Conditional probability definition doesn't make sense (to me) when dealing with uncountable (real) RV's. Please help a confused ML developer.

81 Views Asked by At

Just trying to get my math understanding in order.

So my book has a definition for a conditional probability: P(Y|X) = P(Y, X)/P(X).

I understand that X and Y are sets of vectors [Y, X] and the conditional probability is a probability of intersection of 2 sets, renormalized so that the whole set X has a probability of 1.

My problem is that I don't understand how this definition is consistent with the fact that a probability of any particular point in a continuous space is 0 (unless we defined that point not to be 0, but lest assume we didn't).
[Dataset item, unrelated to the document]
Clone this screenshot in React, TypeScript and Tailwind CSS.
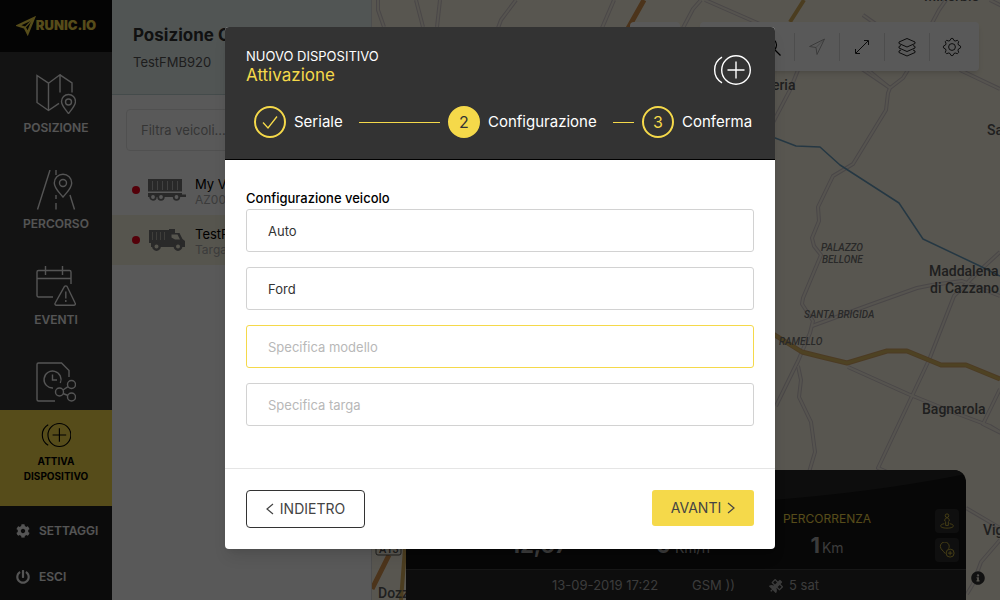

If X is a vector values continuous random variable in R^n, and Y is in {0, 1}. Then by definition P(Y|X=x) will be undefined at any particular point x, because P(Y, X=x) is 0 and P(X=x) is 0. I understand that I probably supposed to replace P with f for a continuous case and then this formula works, but I's not what was given to me in a definition.

When I study math behind ML algorithms, books always use this P(Y|X=x) and it never make sense. Is there another, better definition of conditional probability for a continuous case?

Just trying to make sense of P(Y|X) is a bit more rigorous way.

If you will answer with measure theory definition of a conditional probability, I will appreciate it but I will not understand it, unfortunately :)

Thank you!

1

There are 1 best solutions below

6
On BEST ANSWER

In general, given a probability space $(\Omega,\mathcal{F},P)$ and two events $A,B\in\mathcal{F}$ such that $P(B)>0$, then: $$ P(A|B)=\frac{P(A\cap B)}{P(B)} $$ If we are talking about random variables, then we have instead the following definition (def. of the conditional density function):

let $X,Y$ be two random variables and let $y\in\mathbb{R}$ such that $f_{Y}(y)>0$ (where $f_Y$ is the marginal density of $Y$) then we define the conditional density of the vector $(X,Y)$ as: $$ f_{X|Y}(x|Y=y) = \frac{f_{X,Y}(x,y)}{f_Y(y)} $$ Note that if $X$ is a discrete random variable, then this function is a density of a discrete random variable; similarly if $X$ is an absolutely continuous random variable, then this function is a density of an absolutely continuous random variable.

So I think your question was: "What if $Y$ is continuous?" Well, if so, the density function $f_Y(y)$ is not equal to $P(Y=y)$ as in the discrete case. A function $f:\mathbb{R}\to\mathbb{R}^+$ is a density function of an absolutely continuous random variable $Y$ if you can integrate it and $P(Y\leq t) = \int_{-\infty}^{t}f(y)dy$ , $\forall t\in\mathbb{R}$.